Lediglich unter dem wiedermal nichtssagenden Titel „Demokrit & Heraklit“ (vgl. Essais (1998), S.153f.) gibt es den einen und anderen interessanten Satz. Allerdings muß man sich erst zu Beginn des 50. Essays durch Sätze quälen, in denen Montaigne unsägliche Behauptungen über das Denken aufstellt. So stellt er fest, daß es ihm beim Denken nie um die Sache geht. Jede sei ihm „gleich gut“, und er plane nie, „sie erschöpfend darzulegen, denn von nichts sehe ich das Ganze“. (Vgl. Essais (1998), S.153, Sp.1) ‒ Er fühle sich „weder dem Leser noch mir selbst gegenüber verpflichtet, mich streng an die jeweilige Sache zu halten“, und er glaubt, das Recht zu haben, „nach Lust und Laune seine Meinung ändern“ zu können. (Vgl. Essais (1998), S.153, Sp.1)

Montaigne legt eine sehr beschränkte Vorstellung vom Denken an den Tag, wenn er vom „Ganzen“ spricht, das er nicht sehen könne. Denn es gibt nicht nur das Ganze einer Welt, deren Horizonte wir tatsächlich niemals ausschöpfen können. Das würde nur dazu führen, daß wir vor lauter Wald die Bäume nicht sehen.

Aber das jeweilige Teilstück, dem wir uns denkend zuwenden, bildet für sich ein Ganzes. Und sich diesem Ganzen nicht stellen zu wollen, grenzt an Denkverweigerung. Hinzu kommt die Notwendigkeit, unseren Gegenstand zu analysieren, ihn also selbst wieder in Teile zu zerlegen. Auch hier haben wir es wieder mit einer Denkverweigerung zu tun, wenn wir uns den Anstrengungen der Analyse verweigern.

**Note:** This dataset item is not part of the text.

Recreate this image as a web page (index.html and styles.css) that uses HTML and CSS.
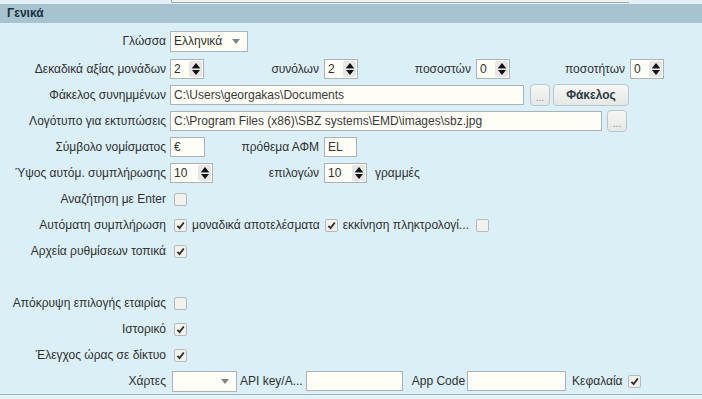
FILE: index.html
```html
<!DOCTYPE html>
<html lang="el">
<head>
    <meta charset="UTF-8">
    <title>Ρυθμίσεις - Γενικά</title>
    <link rel="stylesheet" href="styles.css">
</head>
<body>
    <div class="top-strip"><div class="prev-box"></div></div>

    <div class="panel">
        <div class="panel-title">Γενικά</div>

        <div class="form">
            <div class="row row-first">
                <span class="lbl">Γλώσσα</span>
                <div class="ctl">
                    <div class="select select-lang"><span>Ελληνικά</span><span class="caret"></span></div>
                </div>
            </div>

            <div class="row">
                <span class="lbl">Δεκαδικά αξίας μονάδων</span>
                <div class="ctl">
                    <div class="spin"><span class="spin-val">2</span><span class="spin-btn"><i class="up"></i><i class="down"></i></span></div>
                    <span class="sub w120">συνόλων</span>
                    <div class="spin"><span class="spin-val">2</span><span class="spin-btn"><i class="up"></i><i class="down"></i></span></div>
                    <span class="sub w118">ποσοστών</span>
                    <div class="spin"><span class="spin-val">0</span><span class="spin-btn"><i class="up"></i><i class="down"></i></span></div>
                    <span class="sub w120">ποσοτήτων</span>
                    <div class="spin"><span class="spin-val">0</span><span class="spin-btn"><i class="up"></i><i class="down"></i></span></div>
                </div>
            </div>

            <div class="row">
                <span class="lbl">Φάκελος συνημμένων</span>
                <div class="ctl">
                    <div class="input input-path">C:\Users\georgakas\Documents</div>
                    <button class="btn btn-dots btn-gap6">...</button>
                    <button class="btn btn-folder">Φάκελος</button>
                </div>
            </div>

            <div class="row">
                <span class="lbl">Λογότυπο για εκτυπώσεις</span>
                <div class="ctl">
                    <div class="input input-logo">C:\Program Files (x86)\SBZ systems\EMD\images\sbz.jpg</div>
                    <button class="btn btn-dots btn-gap5">...</button>
                </div>
            </div>

            <div class="row">
                <span class="lbl">Σύμβολο νομίσματος</span>
                <div class="ctl">
                    <div class="input input-short">€</div>
                    <span class="sub w119">πρόθεμα ΑΦΜ</span>
                    <div class="input input-vat">EL</div>
                </div>
            </div>

            <div class="row">
                <span class="lbl">Ύψος αυτόμ. συμπλήρωσης</span>
                <div class="ctl">
                    <div class="spin spin-wide"><span class="spin-val">10</span><span class="spin-btn"><i class="up"></i><i class="down"></i></span></div>
                    <span class="sub w111">επιλογών</span>
                    <div class="spin spin-wide"><span class="spin-val">10</span><span class="spin-btn"><i class="up"></i><i class="down"></i></span></div>
                    <span class="after">γραμμές</span>
                </div>
            </div>

            <div class="row">
                <span class="lbl">Αναζήτηση με Enter</span>
                <div class="ctl">
                    <span class="chk"></span>
                </div>
            </div>

            <div class="row">
                <span class="lbl">Αυτόματη συμπλήρωση</span>
                <div class="ctl inline-group">
                    <span class="chk on"><svg viewBox="0 0 12 12"><path d="M2.6 6.4 L5 8.8 L9.6 2.8"/></svg></span>
                    <span>μοναδικά αποτελέσματα</span>
                    <span class="chk on"><svg viewBox="0 0 12 12"><path d="M2.6 6.4 L5 8.8 L9.6 2.8"/></svg></span>
                    <span>εκκίνηση πληκτρολογί...</span>
                    <span class="chk chk-last"></span>
                </div>
            </div>

            <div class="row">
                <span class="lbl">Αρχεία ρυθμίσεων τοπικά</span>
                <div class="ctl">
                    <span class="chk on"><svg viewBox="0 0 12 12"><path d="M2.6 6.4 L5 8.8 L9.6 2.8"/></svg></span>
                </div>
            </div>

            <div class="row row-empty"></div>

            <div class="row">
                <span class="lbl">Απόκρυψη επιλογής εταιρίας</span>
                <div class="ctl">
                    <span class="chk"></span>
                </div>
            </div>

            <div class="row">
                <span class="lbl">Ιστορικό</span>
                <div class="ctl">
                    <span class="chk on"><svg viewBox="0 0 12 12"><path d="M2.6 6.4 L5 8.8 L9.6 2.8"/></svg></span>
                </div>
            </div>

            <div class="row">
                <span class="lbl">Έλεγχος ώρας σε δίκτυο</span>
                <div class="ctl">
                    <span class="chk on"><svg viewBox="0 0 12 12"><path d="M2.6 6.4 L5 8.8 L9.6 2.8"/></svg></span>
                </div>
            </div>

            <div class="row">
                <span class="lbl">Χάρτες</span>
                <div class="ctl maps">
                    <div class="select select-maps"><span></span><span class="caret"></span></div>
                    <span class="api-key">API key/A...</span>
                    <div class="input input-api"></div>
                    <span class="app-code">App Code</span>
                    <div class="input input-app"></div>
                    <span class="caps">Κεφαλαία</span>
                    <span class="chk on"><svg viewBox="0 0 12 12"><path d="M2.6 6.4 L5 8.8 L9.6 2.8"/></svg></span>
                </div>
            </div>
        </div>
    </div>
</body>
</html>
```

FILE: styles.css
```css
body {
    margin: 0;
    width: 702px;
    height: 399px;
    overflow: hidden;
    font-family: "Liberation Sans", Arial, sans-serif;
    font-size: 12px;
    color: #303030;
    background-color: #e4f1f6; /* pale strip under the panel */
}
.top-strip {
    height: 4px;
    background-color: #e2eff5;
}
.prev-box {
    margin-left: 171px;
    width: 457px;
    height: 2px;
    border-left: 1px solid #9ea9ae;
    border-bottom: 1px solid #9ea9ae;
    background-color: #eef3f0;
}
.panel {
    background-color: #dbeff7; /* light blue */
    border-bottom: 1px solid #9db7c3;
}
.panel-title {
    height: 19px;
    line-height: 19px;
    padding-left: 7px;
    background-color: #a7c3cf;
    color: #18303b;
    font-weight: bold;
}
.form {
    padding-top: 5px;
}
.row {
    display: grid;
    grid-template-columns: 166px 1fr;
    column-gap: 4px;
    height: 26px;
    align-items: center;
}
.row-first {
    margin-bottom: 2px;
}
.lbl {
    text-align: right;
    white-space: nowrap;
}
.ctl {
    display: flex;
    align-items: center;
    white-space: nowrap;
}
.sub {
    text-align: right;
    padding-right: 5px;
    box-sizing: border-box;
}
.w111 { width: 111px; }
.w118 { width: 118px; }
.w119 { width: 119px; }
.w120 { width: 120px; }
.after {
    margin-left: 8px;
}

/* text boxes */
.input {
    box-sizing: border-box;
    height: 20px;
    line-height: 18px;
    padding: 0 3px;
    border: 1px solid #a9b4b9;
    background-color: #fffef6;
    color: #3a3a3a;
    overflow: hidden;
}
.input-path { width: 354px; }
.input-logo { width: 432px; }
.input-short { width: 35px; }
.input-vat { width: 33px; }
.input-api { width: 97px; }
.input-app { width: 99px; }

/* combo boxes */
.select {
    box-sizing: border-box;
    height: 21px;
    display: flex;
    align-items: center;
    justify-content: space-between;
    padding: 0 7px 0 3px;
    border: 1px solid #a9b4b9;
    background-color: #fffef6;
}
.select-lang { width: 78px; }
.select-maps { width: 65px; margin-left: 2px; }
.caret {
    width: 0;
    height: 0;
    border-left: 4px solid transparent;
    border-right: 4px solid transparent;
    border-top: 5px solid #7d8488;
}

/* number boxes */
.spin {
    box-sizing: border-box;
    width: 34px;
    height: 20px;
    display: flex;
    align-items: center;
    justify-content: space-between;
    padding: 0 1px 0 3px;
    border: 1px solid #a9b4b9;
    background-color: #fffef6;
}
.spin-wide { width: 43px; }
.spin-btn {
    width: 13px;
    height: 16px;
    display: flex;
    flex-direction: column;
    align-items: center;
    justify-content: center;
    gap: 2px;
    background-color: #e6e7e4;
    border-radius: 2px;
}
.spin-btn i {
    width: 0;
    height: 0;
    border-left: 4px solid transparent;
    border-right: 4px solid transparent;
}
.spin-btn .up {
    border-bottom: 5px solid #111;
}
.spin-btn .down {
    border-top: 5px solid #111;
    position: relative;
}
.spin-btn .down::before {
    content: "";
    position: absolute;
    left: -4px;
    top: -7px;
    width: 8px;
    height: 1px;
    background-color: #8a8f91;
}

/* buttons */
.btn {
    box-sizing: border-box;
    height: 22px;
    padding: 0;
    font-family: inherit;
    font-size: 12px;
    color: #2c3a40;
    border: 1px solid #b9c6cc;
    border-radius: 4px;
    background: linear-gradient(#f7f7f4, #e5e8e6);
}
.btn-dots {
    width: 20px;
    color: #7a8185;
    font-size: 10px;
    line-height: 26px;
}
.btn-gap6 { margin-left: 6px; }
.btn-gap5 { margin-left: 5px; }
.btn-folder {
    width: 76px;
    margin-left: 3px;
    font-weight: bold;
}

/* check boxes */
.chk {
    box-sizing: border-box;
    width: 13px;
    height: 13px;
    margin-left: 4px;
    border: 1px solid #b3babd;
    border-radius: 2px;
    background-color: #f3f2ea;
    display: inline-flex;
}
.chk svg {
    width: 11px;
    height: 11px;
}
.chk path {
    fill: none;
    stroke: #2b2f31;
    stroke-width: 2;
}
.inline-group > span + span {
    margin-left: 5px;
}
.inline-group > .chk-last {
    margin-left: 7px;
}
.maps .api-key { margin-left: 3px; }
.maps .input-api { margin-left: 3px; }
.maps .app-code { margin-left: 9px; }
.maps .input-app { margin-left: 2px; }
.maps .caps { margin-left: 6px; }
.maps .chk { margin-left: 5px; }
```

Letztlich aber erfüllt Montaigne noch nicht einmal die Mindestanforderung an jedes Denken: sich in ein und demselben Text nicht selbst widersprechen zu dürfen. Und das hat nichts mit dem Recht zu tun, seine Meinung jederzeit auch ändern zu können!

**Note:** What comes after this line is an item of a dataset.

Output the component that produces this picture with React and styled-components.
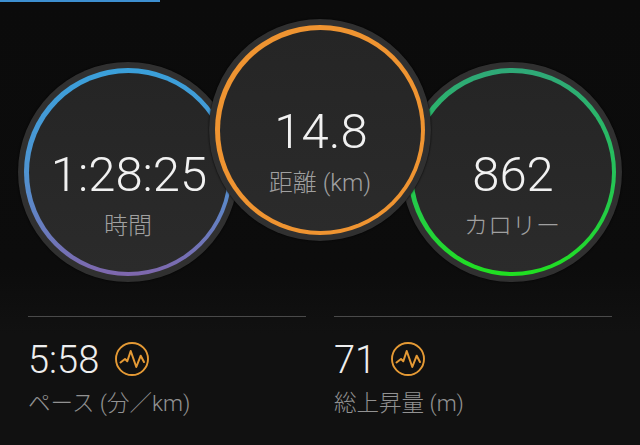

Zum Schluß noch die wenigen Stellen, die mir gefallen. Wenn Montaigne mal nicht wieder durch Heldenverehrung geblendet ist, kann er sich auch sehr nüchtern und sachlich über den Menschen äußern:

„... mir scheint, wir könnten, wenn es nach unseren Verdiensten ginge, nie genug verachtet werden. ... Nicht so sehr vom Bösen sind wir erfüllt wie von der Leere. Wir sind nicht so erbarmungs- wie nichtswürdig. ... Das Besondere unseres Menschseins (im Vergleich zu Tieren) besteht darin, daß wir zugleich des Lachens fähig und lächerliche Wesen sind.“ (Essais (1998), Spl.1; Klammer von mir)

Chapeau!

Damit aber will ich jetzt doch den Montaigne-Posts ein Ende setzen. Es artet sonst zu einem endlosen Montaigne-Bashing aus.